Ok.With all credits to you I now understand why in case of big r it will not be simple hatmonic motion but why it would be periodic anyway?

It seems intuitively obvious. But let me see if I can come up with a solid and understandable argument...

We are working in one dimension. The only forces present are along the x axis. So there are no side to side complications to worry about.

We are dealing with a central force that depends only on distance from the origin. That means that we are working in a conservative field. However, let's try a more elementary argument than that. How about time reversal symmetry...

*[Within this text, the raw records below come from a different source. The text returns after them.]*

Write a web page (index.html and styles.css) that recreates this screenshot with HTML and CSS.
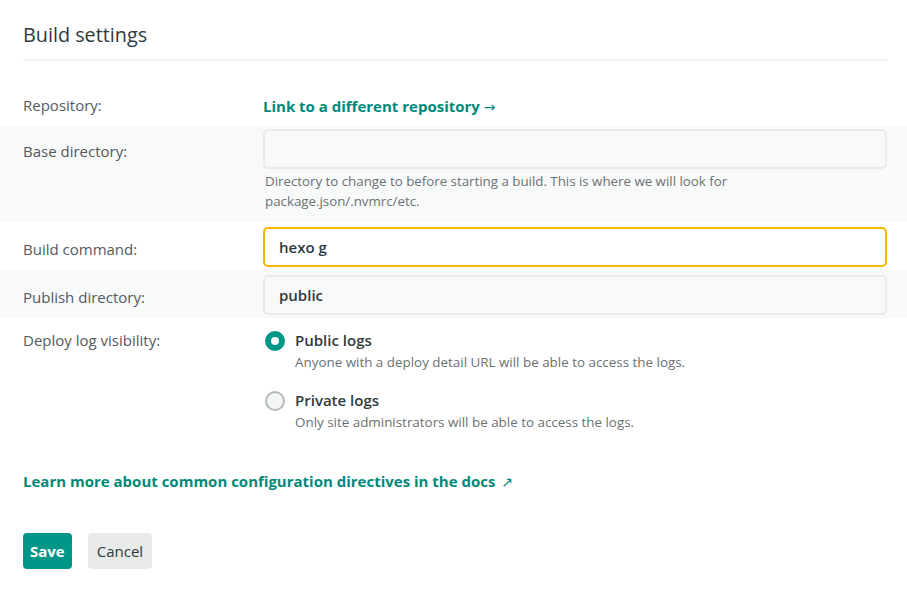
FILE: index.html
```html
<!DOCTYPE html>
<html lang="en">
<head>
<meta charset="utf-8">
<title>Build settings</title>
<link rel="stylesheet" href="styles.css">
</head>
<body>
<div class="card">
  <h2 class="title">Build settings</h2>
  <form class="form">
    <div class="row row-repo">
      <div class="label">Repository:</div>
      <div class="field"><a class="link" href="#">Link to a different repository <span class="arrow">→</span></a></div>
    </div>
    <div class="row row-band row-base">
      <div class="label label-input">Base directory:</div>
      <div class="field">
        <div class="input"></div>
        <p class="help">Directory to change to before starting a build. This is where we will look for package.json/.nvmrc/etc.</p>
      </div>
    </div>
    <div class="row row-input">
      <div class="label label-input">Build command:</div>
      <div class="field"><div class="input input-focus">hexo g</div></div>
    </div>
    <div class="row row-band row-input">
      <div class="label label-input">Publish directory:</div>
      <div class="field"><div class="input">public</div></div>
    </div>
    <div class="row row-radios">
      <div class="label label-radio">Deploy log visibility:</div>
      <div class="field radios">
        <div class="radio">
          <span class="dot dot-on"></span>
          <div class="radio-text">
            <div class="radio-label">Public logs</div>
            <div class="radio-help">Anyone with a deploy detail URL will be able to access the logs.</div>
          </div>
        </div>
        <div class="radio">
          <span class="dot"></span>
          <div class="radio-text">
            <div class="radio-label">Private logs</div>
            <div class="radio-help">Only site administrators will be able to access the logs.</div>
          </div>
        </div>
      </div>
    </div>
    <div class="docs">
      <a class="link" href="#">Learn more about common configuration directives in the docs <span class="ext">↗</span></a>
    </div>
    <div class="actions">
      <button type="button" class="btn btn-primary">Save</button>
      <button type="button" class="btn btn-secondary">Cancel</button>
    </div>
  </form>
</div>
</body>
</html>
```

FILE: styles.css
```css
* { box-sizing: border-box; }
html, body {
  margin: 0;
  padding: 0;
  background: #fff;
}
body {
  font-family: "Open Sans", "Noto Sans", sans-serif;
  color: #2e3a40;
  width: 907px;
  height: 592px;
  overflow: hidden;
}
.card {
  padding-top: 21px;
}
.title {
  margin: 0 20px 0 23px;
  font-size: 19.8px;
  font-weight: 400;
  line-height: 28px;
  color: #2e3a40;
  padding-bottom: 10px;
  border-bottom: 2px solid #f1f2f2;
}
.form {
  margin-top: 21px;
}
.row {
  display: flex;
  padding: 0 20px 0 23px;
}
.row-band {
  background: #f8f9f9;
}
.label {
  width: 240px;
  flex: none;
  font-size: 15px;
  line-height: 20px;
  color: #525a5f;
}
.field {
  flex: 1;
}
.row-repo {
  padding-top: 13px;
  padding-bottom: 9px;
}
.link {
  color: #00897b;
  font-weight: 700;
  font-size: 15px;
  line-height: 20px;
  text-decoration: none;
}
.arrow {
  font-family: "DejaVu Sans", sans-serif;
  font-weight: 400;
  font-size: 14px;
}
.row-base {
  padding-top: 3px;
  padding-bottom: 11px;
}
.row-input {
  padding-top: 5px;
  padding-bottom: 3px;
}
.label-input {
  padding-top: 12px;
}
.input {
  height: 40px;
  border: 2px solid #e9ebeb;
  border-radius: 5px;
  background: #f8f9f9;
  font-size: 15px;
  font-weight: 600;
  line-height: 36px;
  padding: 0 14px;
  color: #2e3a40;
}
.input-focus {
  border-color: #f5b700;
  background: #fff;
}
.help {
  margin: 2px 0 0 2px;
  max-width: 490px;
  font-size: 13.3px;
  line-height: 20px;
  color: #6a7175;
}
.row-radios {
  padding-top: 12px;
}
.label-radio {
  padding-top: 0;
}
.radios {
  display: flex;
  flex-direction: column;
  gap: 19px;
}
.radio {
  display: flex;
  align-items: flex-start;
  padding-left: 2px;
}
.dot {
  width: 20px;
  height: 20px;
  border-radius: 50%;
  border: 2px solid #b3b8bb;
  background: #f4f5f5;
  flex: none;
  margin-top: 1px;
  margin-right: 10px;
}
.dot-on {
  border: 6px solid #009688;
  background: #fff;
}
.radio-label {
  font-size: 15px;
  font-weight: 600;
  line-height: 20px;
  color: #2e3a40;
}
.radio-help {
  margin-top: 3px;
  font-size: 13.4px;
  line-height: 18px;
  color: #6a7175;
}
.docs {
  padding: 40px 20px 0 23px;
  line-height: 20px;
}
.ext {
  font-family: "DejaVu Sans", sans-serif;
  font-weight: 400;
  font-size: 14px;
  margin-left: 2px;
}
.actions {
  display: flex;
  gap: 16px;
  padding: 41px 20px 0 23px;
}
.btn {
  height: 36px;
  border: none;
  border-radius: 4px;
  font-family: inherit;
  font-size: 15px;
  cursor: pointer;
}
.btn-primary {
  background: #009688;
  color: #fff;
  font-weight: 700;
  padding: 0 7px;
}
.btn-secondary {
  background: #e9ebeb;
  color: #2e3a40;
  font-weight: 400;
  padding: 0 9px;
}
```
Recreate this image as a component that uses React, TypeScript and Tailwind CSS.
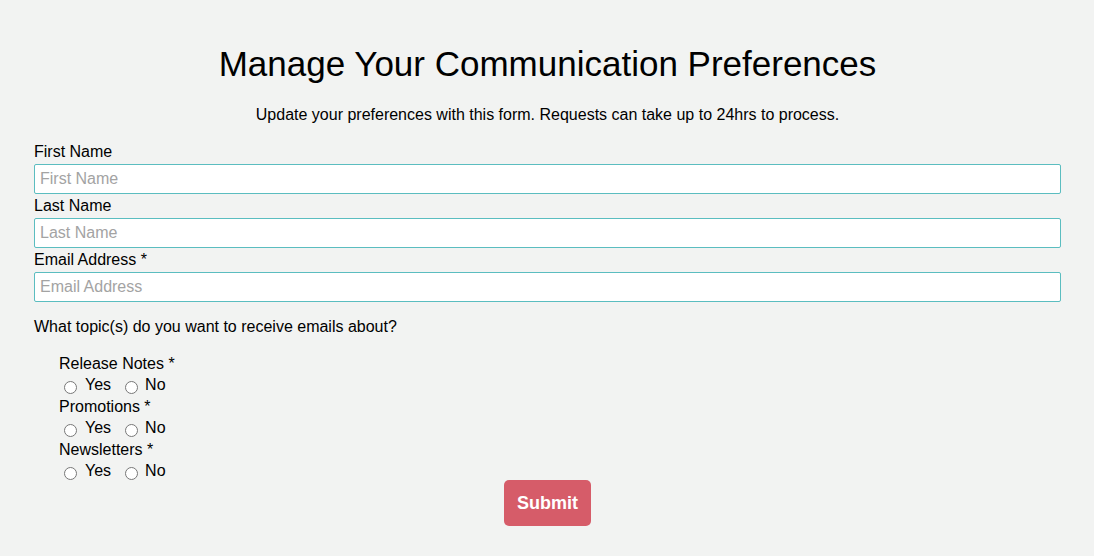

We know we have an attractive force. If the test charge is ever motionless or if it is ever moving toward the origin, it will pass through the origin. Let us hand-wave away the case where the test charge is moving at a speed greater than or equal to escape velocity and never hits the origin.

When the test mass passes through the origin, it will go outward for some distance, turn around and fall back. [Remember that we hand-waved away the possibility of escape]

On its path back to the origin, its acceleration at each r value on the way in will be equal to its acceleration at that r value on the way out. It will have the same inward velocity at each r value on the way in as it had on its way out. It will return to the origin at the same speed it left. The time taken for that trip is purely a function of its speed at the origin. And its speed each time it passes through the origin is identical.

It follows that its trajectory is periodic.

 

[gracy]

I understood it.Thanks Thanks Thanks.You just made my day I was worried throughout the day for this problem.Now I can be relax.Just because of you.You were so patient throughout this thread coping with my silly questions.Thanks again.All the helpers here on physics forum are doing selfless help which is remarkable.Love physics forum!

 

[jbriggs444]

The thank you's make it all worth while.

 

[gracy]

Your avatar/profile pic suggests it's your pleasure

 

[jbriggs444]

Who, me? I know nothing. Nothing. The commandant says that there is to be no fraternizing with the prisoners.

 

[gracy]

Who, me? I know nothing. Nothing. The commandant says that there is to be no fraternizing with the prisoners.

Oooooooooooooo!THAT'S WHAT YOU KEEP SAYING!